**Exercise instructions**
Transcribe every line exactly. Leave the pictures behind.
**** Supplied data ****
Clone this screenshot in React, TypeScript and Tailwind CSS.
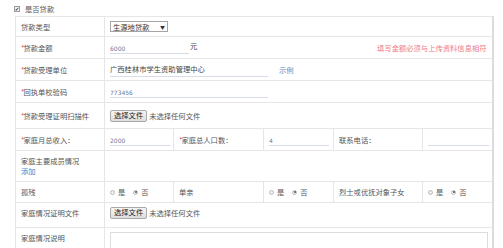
const font = "font-['Noto_Sans_CJK_SC','Liberation_Sans',sans-serif]";

function Req() {
  return <span className="text-[#e5424d] -mr-[1px]">*</span>;
}

function Line({ w, children }: { w: string; children?: React.ReactNode }) {
  return (
    <div className={`${w} h-[13px] border-b border-[#d6dcea] flex items-end pb-[1px] text-[6px] text-[#6b7a99] font-['DejaVu_Sans',sans-serif] leading-none`}>
      {children}
    </div>
  );
}

function FileBtn() {
  return (
    <div className="flex items-center gap-[2px]">
      <div className="h-[12px] px-[3px] flex items-center border border-[#a9a9a9] rounded-[2px] bg-gradient-to-b from-[#f6f6f6] to-[#dedede] text-[#222] leading-none">
        选择文件
      </div>
      <span className="text-[#555]">未选择任何文件</span>
    </div>
  );
}

function Radio({ on }: { on?: boolean }) {
  return (
    <span className="inline-flex items-center justify-center w-[5px] h-[5px] rounded-full border border-[#bcbcbc] bg-[#eee]">
      {on && <span className="w-[2px] h-[2px] rounded-full bg-[#555]" />}
    </span>
  );
}

function YesNo() {
  return (
    <div className="flex items-center gap-[3px] text-[#555]">
      <Radio />
      <span>是</span>
      <span className="w-[2px]" />
      <Radio on />
      <span>否</span>
    </div>
  );
}

const td = "border border-[#e6e6e6] px-[5px] align-middle";

export default function App() {
  return (
    <div className={`w-[503px] h-[248px] overflow-hidden bg-white text-[7.3px] text-[#555] leading-[10px] ${font}`}>
      <div className="flex items-center gap-[5px] pl-[14px] pt-[4px] h-[13px]">
        <span className="w-[6px] h-[6px] border border-[#999] bg-[#f4f4f4] flex items-center justify-center text-[5px] leading-none text-[#333]">✔</span>
        <span>是否贷款</span>
      </div>
      <table className="ml-[15px] mt-[3px] table-fixed border-collapse w-[477px] border-r-2 border-r-[#dcdcdc]">
        <colgroup>
          <col className="w-[89px]" />
          <col className="w-[69px]" />
          <col className="w-[90px]" />
          <col className="w-[70px]" />
          <col className="w-[89px]" />
          <col className="w-[70px]" />
        </colgroup>
        <tbody>
          <tr className="h-[20px]">
            <td className={td}>贷款类型</td>
            <td className={td} colSpan={5}>
              <div className="w-[58px] h-[11px] border border-[#a5a5a5] flex items-center justify-between px-[2px] text-[#333]">
                <span>生源地贷款</span>
                <span className="text-[5px] leading-none">▼</span>
              </div>
            </td>
          </tr>
          <tr className="h-[22px]">
            <td className={td}><Req />贷款金额</td>
            <td className={td} colSpan={5}>
              <div className="flex items-center justify-between">
                <div className="flex items-end gap-[1px]">
                  <Line w="w-[79px]">6000</Line>
                  <span className="text-[#444] mb-[3px]">元</span>
                </div>
                <span className="text-[#ef7a84]">填写金额必须与上传资料信息相符</span>
              </div>
            </td>
          </tr>
          <tr className="h-[22px]">
            <td className={td}><Req />贷款受理单位</td>
            <td className={td} colSpan={5}>
              <div className="flex items-center gap-[11px]">
                <div className="w-[158px] h-[14px] border-b border-[#d6dcea] text-[#444] flex items-center">广西桂林市学生资助管理中心</div>
                <span className="text-[#5a8cc6]">示例</span>
              </div>
            </td>
          </tr>
          <tr className="h-[22px]">
            <td className={td}><Req />回执单校验码</td>
            <td className={td} colSpan={5}>
              <Line w="w-[158px]">773456</Line>
            </td>
          </tr>
          <tr className="h-[26px]">
            <td className={td}><Req />贷款受理证明扫描件</td>
            <td className={td} colSpan={5}><FileBtn /></td>
          </tr>
          <tr className="h-[22px]">
            <td className={td}><Req />家庭月总收入：</td>
            <td className={td}><Line w="w-[60px]">2000</Line></td>
            <td className={td}><Req />家庭总人口数：</td>
            <td className={td}><Line w="w-[60px]">4</Line></td>
            <td className={td}>联系电话：</td>
            <td className={td}><Line w="w-[61px]" /></td>
          </tr>
          <tr className="h-[31px]">
            <td className={td}>
              <div>家庭主要成员情况</div>
              <div className="text-[#3f83c9]">添加</div>
            </td>
            <td className={td} colSpan={5}></td>
          </tr>
          <tr className="h-[21px]">
            <td className={td}>孤残</td>
            <td className={td}><YesNo /></td>
            <td className={td}>单亲</td>
            <td className={td}><YesNo /></td>
            <td className={td}>烈士或优抚对象子女</td>
            <td className={td}><YesNo /></td>
          </tr>
          <tr className="h-[25px]">
            <td className={`${td} align-top pt-[5px]`}>家庭情况证明文件</td>
            <td className={`${td} align-top pt-[4px]`} colSpan={5}><FileBtn /></td>
          </tr>
          <tr className="h-[30px]">
            <td className={`${td} align-top pt-[5px]`}>家庭情况说明</td>
            <td className={`${td} align-top pt-[4px]`} colSpan={5}>
              <div className="w-[378px] h-[30px] border border-[#dcdcdc]" />
            </td>
          </tr>
        </tbody>
      </table>
    </div>
  );
}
****
**Expected answer**
Clone this screenshot in React, TypeScript and Tailwind CSS.
const font = "font-['Noto_Sans_CJK_SC','Liberation_Sans',sans-serif]";

function Req() {
  return <span className="text-[#e5424d] -mr-[1px]">*</span>;
}

function Line({ w, children }: { w: string; children?: React.ReactNode }) {
  return (
    <div className={`${w} h-[13px] border-b border-[#d6dcea] flex items-end pb-[1px] text-[6px] text-[#6b7a99] font-['DejaVu_Sans',sans-serif] leading-none`}>
      {children}
    </div>
  );
}

function FileBtn() {
  return (
    <div className="flex items-center gap-[2px]">
      <div className="h-[12px] px-[3px] flex items-center border border-[#a9a9a9] rounded-[2px] bg-gradient-to-b from-[#f6f6f6] to-[#dedede] text-[#222] leading-none">
        选择文件
      </div>
      <span className="text-[#555]">未选择任何文件</span>
    </div>
  );
}

function Radio({ on }: { on?: boolean }) {
  return (
    <span className="inline-flex items-center justify-center w-[5px] h-[5px] rounded-full border border-[#bcbcbc] bg-[#eee]">
      {on && <span className="w-[2px] h-[2px] rounded-full bg-[#555]" />}
    </span>
  );
}

function YesNo() {
  return (
    <div className="flex items-center gap-[3px] text-[#555]">
      <Radio />
      <span>是</span>
      <span className="w-[2px]" />
      <Radio on />
      <span>否</span>
    </div>
  );
}

const td = "border border-[#e6e6e6] px-[5px] align-middle";

export default function App() {
  return (
    <div className={`w-[503px] h-[248px] overflow-hidden bg-white text-[7.3px] text-[#555] leading-[10px] ${font}`}>
      <div className="flex items-center gap-[5px] pl-[14px] pt-[4px] h-[13px]">
        <span className="w-[6px] h-[6px] border border-[#999] bg-[#f4f4f4] flex items-center justify-center text-[5px] leading-none text-[#333]">✔</span>
        <span>是否贷款</span>
      </div>
      <table className="ml-[15px] mt-[3px] table-fixed border-collapse w-[477px] border-r-2 border-r-[#dcdcdc]">
        <colgroup>
          <col className="w-[89px]" />
          <col className="w-[69px]" />
          <col className="w-[90px]" />
          <col className="w-[70px]" />
          <col className="w-[89px]" />
          <col className="w-[70px]" />
        </colgroup>
        <tbody>
          <tr className="h-[20px]">
            <td className={td}>贷款类型</td>
            <td className={td} colSpan={5}>
              <div className="w-[58px] h-[11px] border border-[#a5a5a5] flex items-center justify-between px-[2px] text-[#333]">
                <span>生源地贷款</span>
                <span className="text-[5px] leading-none">▼</span>
              </div>
            </td>
          </tr>
          <tr className="h-[22px]">
            <td className={td}><Req />贷款金额</td>
            <td className={td} colSpan={5}>
              <div className="flex items-center justify-between">
                <div className="flex items-end gap-[1px]">
                  <Line w="w-[79px]">6000</Line>
                  <span className="text-[#444] mb-[3px]">元</span>
                </div>
                <span className="text-[#ef7a84]">填写金额必须与上传资料信息相符</span>
              </div>
            </td>
          </tr>
          <tr className="h-[22px]">
            <td className={td}><Req />贷款受理单位</td>
            <td className={td} colSpan={5}>
              <div className="flex items-center gap-[11px]">
                <div className="w-[158px] h-[14px] border-b border-[#d6dcea] text-[#444] flex items-center">广西桂林市学生资助管理中心</div>
                <span className="text-[#5a8cc6]">示例</span>
              </div>
            </td>
          </tr>
          <tr className="h-[22px]">
            <td className={td}><Req />回执单校验码</td>
            <td className={td} colSpan={5}>
              <Line w="w-[158px]">773456</Line>
            </td>
          </tr>
          <tr className="h-[26px]">
            <td className={td}><Req />贷款受理证明扫描件</td>
            <td className={td} colSpan={5}><FileBtn /></td>
          </tr>
          <tr className="h-[22px]">
            <td className={td}><Req />家庭月总收入：</td>
            <td className={td}><Line w="w-[60px]">2000</Line></td>
            <td className={td}><Req />家庭总人口数：</td>
            <td className={td}><Line w="w-[60px]">4</Line></td>
            <td className={td}>联系电话：</td>
            <td className={td}><Line w="w-[61px]" /></td>
          </tr>
          <tr className="h-[31px]">
            <td className={td}>
              <div>家庭主要成员情况</div>
              <div className="text-[#3f83c9]">添加</div>
            </td>
            <td className={td} colSpan={5}></td>
          </tr>
          <tr className="h-[21px]">
            <td className={td}>孤残</td>
            <td className={td}><YesNo /></td>
            <td className={td}>单亲</td>
            <td className={td}><YesNo /></td>
            <td className={td}>烈士或优抚对象子女</td>
            <td className={td}><YesNo /></td>
          </tr>
          <tr className="h-[25px]">
            <td className={`${td} align-top pt-[5px]`}>家庭情况证明文件</td>
            <td className={`${td} align-top pt-[4px]`} colSpan={5}><FileBtn /></td>
          </tr>
          <tr className="h-[30px]">
            <td className={`${td} align-top pt-[5px]`}>家庭情况说明</td>
            <td className={`${td} align-top pt-[4px]`} colSpan={5}>
              <div className="w-[378px] h-[30px] border border-[#dcdcdc]" />
            </td>
          </tr>
        </tbody>
      </table>
    </div>
  );
}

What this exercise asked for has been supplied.